#### TASK:
Set down each line of the data below exactly as it stands, dropping the pictures.

───

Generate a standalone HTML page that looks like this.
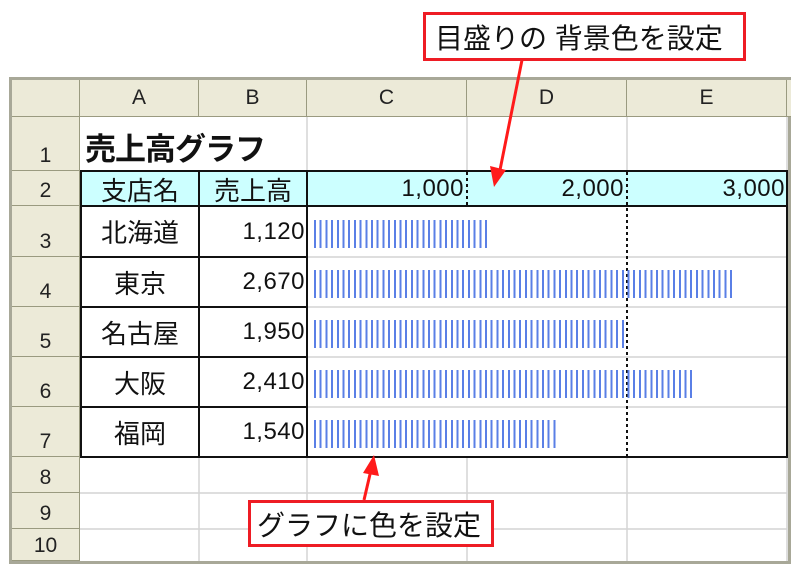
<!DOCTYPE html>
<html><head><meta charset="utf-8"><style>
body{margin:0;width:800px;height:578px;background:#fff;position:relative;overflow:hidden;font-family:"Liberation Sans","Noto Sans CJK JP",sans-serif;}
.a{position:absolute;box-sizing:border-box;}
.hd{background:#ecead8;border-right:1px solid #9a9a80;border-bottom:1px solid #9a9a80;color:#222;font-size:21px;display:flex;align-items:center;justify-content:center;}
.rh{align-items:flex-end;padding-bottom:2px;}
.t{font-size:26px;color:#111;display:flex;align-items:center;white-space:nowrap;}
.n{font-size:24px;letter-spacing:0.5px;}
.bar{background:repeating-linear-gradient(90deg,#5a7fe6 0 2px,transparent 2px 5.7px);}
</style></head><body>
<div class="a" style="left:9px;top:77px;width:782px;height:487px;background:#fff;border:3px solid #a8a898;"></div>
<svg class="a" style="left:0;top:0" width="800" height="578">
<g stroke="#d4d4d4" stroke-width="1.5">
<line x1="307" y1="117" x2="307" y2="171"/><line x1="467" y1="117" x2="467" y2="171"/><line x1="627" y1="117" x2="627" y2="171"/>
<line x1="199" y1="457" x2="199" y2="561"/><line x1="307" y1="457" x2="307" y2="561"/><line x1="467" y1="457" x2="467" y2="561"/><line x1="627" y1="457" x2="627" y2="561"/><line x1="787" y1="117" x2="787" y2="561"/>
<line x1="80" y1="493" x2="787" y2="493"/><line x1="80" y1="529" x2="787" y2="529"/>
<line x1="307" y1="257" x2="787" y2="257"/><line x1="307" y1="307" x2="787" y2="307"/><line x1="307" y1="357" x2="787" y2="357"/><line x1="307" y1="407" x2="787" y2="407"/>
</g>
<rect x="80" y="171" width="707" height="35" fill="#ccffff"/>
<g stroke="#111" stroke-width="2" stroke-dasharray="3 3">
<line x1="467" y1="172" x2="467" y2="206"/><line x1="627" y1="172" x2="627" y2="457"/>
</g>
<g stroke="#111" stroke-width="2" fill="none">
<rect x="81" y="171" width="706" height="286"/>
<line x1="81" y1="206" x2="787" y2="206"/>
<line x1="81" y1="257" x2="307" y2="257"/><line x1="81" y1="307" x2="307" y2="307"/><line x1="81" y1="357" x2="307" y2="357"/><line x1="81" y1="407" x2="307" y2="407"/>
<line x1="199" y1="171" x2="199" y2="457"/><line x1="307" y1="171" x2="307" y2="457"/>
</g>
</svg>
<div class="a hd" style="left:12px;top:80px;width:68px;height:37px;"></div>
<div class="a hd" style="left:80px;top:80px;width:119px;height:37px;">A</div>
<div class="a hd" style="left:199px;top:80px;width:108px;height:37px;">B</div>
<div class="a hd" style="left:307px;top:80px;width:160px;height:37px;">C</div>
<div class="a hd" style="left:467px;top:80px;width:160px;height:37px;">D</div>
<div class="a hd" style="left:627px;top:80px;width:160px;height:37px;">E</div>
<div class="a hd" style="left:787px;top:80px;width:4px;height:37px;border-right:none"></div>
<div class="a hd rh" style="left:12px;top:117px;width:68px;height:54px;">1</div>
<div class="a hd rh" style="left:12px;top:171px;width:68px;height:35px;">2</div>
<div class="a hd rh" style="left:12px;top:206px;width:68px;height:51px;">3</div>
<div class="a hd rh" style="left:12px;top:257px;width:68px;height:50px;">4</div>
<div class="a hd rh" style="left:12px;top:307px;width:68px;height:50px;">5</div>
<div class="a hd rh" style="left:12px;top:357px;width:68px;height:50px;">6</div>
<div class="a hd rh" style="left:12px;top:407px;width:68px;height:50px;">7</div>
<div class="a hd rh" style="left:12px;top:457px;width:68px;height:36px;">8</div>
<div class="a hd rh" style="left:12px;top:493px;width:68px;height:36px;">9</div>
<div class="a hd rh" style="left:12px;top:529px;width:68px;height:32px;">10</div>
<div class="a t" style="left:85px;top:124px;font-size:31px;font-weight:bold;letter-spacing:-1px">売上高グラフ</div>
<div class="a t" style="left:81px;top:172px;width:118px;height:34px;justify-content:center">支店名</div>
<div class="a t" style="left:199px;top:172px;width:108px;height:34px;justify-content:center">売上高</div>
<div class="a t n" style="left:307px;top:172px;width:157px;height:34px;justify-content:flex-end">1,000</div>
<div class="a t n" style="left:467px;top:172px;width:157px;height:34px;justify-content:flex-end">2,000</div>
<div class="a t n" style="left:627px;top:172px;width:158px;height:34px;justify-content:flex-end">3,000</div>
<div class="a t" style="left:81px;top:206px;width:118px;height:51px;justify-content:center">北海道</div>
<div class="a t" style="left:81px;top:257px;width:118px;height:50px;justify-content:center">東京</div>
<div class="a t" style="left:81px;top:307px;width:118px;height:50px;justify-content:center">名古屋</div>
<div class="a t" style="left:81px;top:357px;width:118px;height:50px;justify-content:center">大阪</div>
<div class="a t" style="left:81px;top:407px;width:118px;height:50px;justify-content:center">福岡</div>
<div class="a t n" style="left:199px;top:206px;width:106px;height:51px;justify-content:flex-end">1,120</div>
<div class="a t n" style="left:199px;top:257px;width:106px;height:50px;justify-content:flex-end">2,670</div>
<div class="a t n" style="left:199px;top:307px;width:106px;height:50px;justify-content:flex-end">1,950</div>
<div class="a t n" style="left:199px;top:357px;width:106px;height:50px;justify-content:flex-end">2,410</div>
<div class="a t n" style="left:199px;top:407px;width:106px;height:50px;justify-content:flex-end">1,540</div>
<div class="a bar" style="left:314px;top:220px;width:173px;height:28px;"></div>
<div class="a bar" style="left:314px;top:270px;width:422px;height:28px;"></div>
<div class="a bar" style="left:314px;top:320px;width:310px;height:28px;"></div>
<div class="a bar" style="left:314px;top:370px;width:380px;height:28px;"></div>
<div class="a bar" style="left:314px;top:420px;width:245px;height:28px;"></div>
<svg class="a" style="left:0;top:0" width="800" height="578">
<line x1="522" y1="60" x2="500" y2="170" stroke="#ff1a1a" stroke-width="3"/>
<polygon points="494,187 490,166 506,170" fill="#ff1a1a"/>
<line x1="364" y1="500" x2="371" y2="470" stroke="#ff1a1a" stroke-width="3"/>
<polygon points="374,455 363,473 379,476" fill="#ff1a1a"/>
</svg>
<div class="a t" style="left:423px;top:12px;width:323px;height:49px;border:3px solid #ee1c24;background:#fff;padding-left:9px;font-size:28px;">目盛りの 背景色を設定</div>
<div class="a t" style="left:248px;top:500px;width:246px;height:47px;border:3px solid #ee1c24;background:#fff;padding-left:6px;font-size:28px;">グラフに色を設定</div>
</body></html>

───

#### WRITTEN SOLUTION:
Generate a standalone HTML page that looks like this.
<!DOCTYPE html>
<html><head><meta charset="utf-8"><style>
body{margin:0;width:800px;height:578px;background:#fff;position:relative;overflow:hidden;font-family:"Liberation Sans","Noto Sans CJK JP",sans-serif;}
.a{position:absolute;box-sizing:border-box;}
.hd{background:#ecead8;border-right:1px solid #9a9a80;border-bottom:1px solid #9a9a80;color:#222;font-size:21px;display:flex;align-items:center;justify-content:center;}
.rh{align-items:flex-end;padding-bottom:2px;}
.t{font-size:26px;color:#111;display:flex;align-items:center;white-space:nowrap;}
.n{font-size:24px;letter-spacing:0.5px;}
.bar{background:repeating-linear-gradient(90deg,#5a7fe6 0 2px,transparent 2px 5.7px);}
</style></head><body>
<div class="a" style="left:9px;top:77px;width:782px;height:487px;background:#fff;border:3px solid #a8a898;"></div>
<svg class="a" style="left:0;top:0" width="800" height="578">
<g stroke="#d4d4d4" stroke-width="1.5">
<line x1="307" y1="117" x2="307" y2="171"/><line x1="467" y1="117" x2="467" y2="171"/><line x1="627" y1="117" x2="627" y2="171"/>
<line x1="199" y1="457" x2="199" y2="561"/><line x1="307" y1="457" x2="307" y2="561"/><line x1="467" y1="457" x2="467" y2="561"/><line x1="627" y1="457" x2="627" y2="561"/><line x1="787" y1="117" x2="787" y2="561"/>
<line x1="80" y1="493" x2="787" y2="493"/><line x1="80" y1="529" x2="787" y2="529"/>
<line x1="307" y1="257" x2="787" y2="257"/><line x1="307" y1="307" x2="787" y2="307"/><line x1="307" y1="357" x2="787" y2="357"/><line x1="307" y1="407" x2="787" y2="407"/>
</g>
<rect x="80" y="171" width="707" height="35" fill="#ccffff"/>
<g stroke="#111" stroke-width="2" stroke-dasharray="3 3">
<line x1="467" y1="172" x2="467" y2="206"/><line x1="627" y1="172" x2="627" y2="457"/>
</g>
<g stroke="#111" stroke-width="2" fill="none">
<rect x="81" y="171" width="706" height="286"/>
<line x1="81" y1="206" x2="787" y2="206"/>
<line x1="81" y1="257" x2="307" y2="257"/><line x1="81" y1="307" x2="307" y2="307"/><line x1="81" y1="357" x2="307" y2="357"/><line x1="81" y1="407" x2="307" y2="407"/>
<line x1="199" y1="171" x2="199" y2="457"/><line x1="307" y1="171" x2="307" y2="457"/>
</g>
</svg>
<div class="a hd" style="left:12px;top:80px;width:68px;height:37px;"></div>
<div class="a hd" style="left:80px;top:80px;width:119px;height:37px;">A</div>
<div class="a hd" style="left:199px;top:80px;width:108px;height:37px;">B</div>
<div class="a hd" style="left:307px;top:80px;width:160px;height:37px;">C</div>
<div class="a hd" style="left:467px;top:80px;width:160px;height:37px;">D</div>
<div class="a hd" style="left:627px;top:80px;width:160px;height:37px;">E</div>
<div class="a hd" style="left:787px;top:80px;width:4px;height:37px;border-right:none"></div>
<div class="a hd rh" style="left:12px;top:117px;width:68px;height:54px;">1</div>
<div class="a hd rh" style="left:12px;top:171px;width:68px;height:35px;">2</div>
<div class="a hd rh" style="left:12px;top:206px;width:68px;height:51px;">3</div>
<div class="a hd rh" style="left:12px;top:257px;width:68px;height:50px;">4</div>
<div class="a hd rh" style="left:12px;top:307px;width:68px;height:50px;">5</div>
<div class="a hd rh" style="left:12px;top:357px;width:68px;height:50px;">6</div>
<div class="a hd rh" style="left:12px;top:407px;width:68px;height:50px;">7</div>
<div class="a hd rh" style="left:12px;top:457px;width:68px;height:36px;">8</div>
<div class="a hd rh" style="left:12px;top:493px;width:68px;height:36px;">9</div>
<div class="a hd rh" style="left:12px;top:529px;width:68px;height:32px;">10</div>
<div class="a t" style="left:85px;top:124px;font-size:31px;font-weight:bold;letter-spacing:-1px">売上高グラフ</div>
<div class="a t" style="left:81px;top:172px;width:118px;height:34px;justify-content:center">支店名</div>
<div class="a t" style="left:199px;top:172px;width:108px;height:34px;justify-content:center">売上高</div>
<div class="a t n" style="left:307px;top:172px;width:157px;height:34px;justify-content:flex-end">1,000</div>
<div class="a t n" style="left:467px;top:172px;width:157px;height:34px;justify-content:flex-end">2,000</div>
<div class="a t n" style="left:627px;top:172px;width:158px;height:34px;justify-content:flex-end">3,000</div>
<div class="a t" style="left:81px;top:206px;width:118px;height:51px;justify-content:center">北海道</div>
<div class="a t" style="left:81px;top:257px;width:118px;height:50px;justify-content:center">東京</div>
<div class="a t" style="left:81px;top:307px;width:118px;height:50px;justify-content:center">名古屋</div>
<div class="a t" style="left:81px;top:357px;width:118px;height:50px;justify-content:center">大阪</div>
<div class="a t" style="left:81px;top:407px;width:118px;height:50px;justify-content:center">福岡</div>
<div class="a t n" style="left:199px;top:206px;width:106px;height:51px;justify-content:flex-end">1,120</div>
<div class="a t n" style="left:199px;top:257px;width:106px;height:50px;justify-content:flex-end">2,670</div>
<div class="a t n" style="left:199px;top:307px;width:106px;height:50px;justify-content:flex-end">1,950</div>
<div class="a t n" style="left:199px;top:357px;width:106px;height:50px;justify-content:flex-end">2,410</div>
<div class="a t n" style="left:199px;top:407px;width:106px;height:50px;justify-content:flex-end">1,540</div>
<div class="a bar" style="left:314px;top:220px;width:173px;height:28px;"></div>
<div class="a bar" style="left:314px;top:270px;width:422px;height:28px;"></div>
<div class="a bar" style="left:314px;top:320px;width:310px;height:28px;"></div>
<div class="a bar" style="left:314px;top:370px;width:380px;height:28px;"></div>
<div class="a bar" style="left:314px;top:420px;width:245px;height:28px;"></div>
<svg class="a" style="left:0;top:0" width="800" height="578">
<line x1="522" y1="60" x2="500" y2="170" stroke="#ff1a1a" stroke-width="3"/>
<polygon points="494,187 490,166 506,170" fill="#ff1a1a"/>
<line x1="364" y1="500" x2="371" y2="470" stroke="#ff1a1a" stroke-width="3"/>
<polygon points="374,455 363,473 379,476" fill="#ff1a1a"/>
</svg>
<div class="a t" style="left:423px;top:12px;width:323px;height:49px;border:3px solid #ee1c24;background:#fff;padding-left:9px;font-size:28px;">目盛りの 背景色を設定</div>
<div class="a t" style="left:248px;top:500px;width:246px;height:47px;border:3px solid #ee1c24;background:#fff;padding-left:6px;font-size:28px;">グラフに色を設定</div>
</body></html>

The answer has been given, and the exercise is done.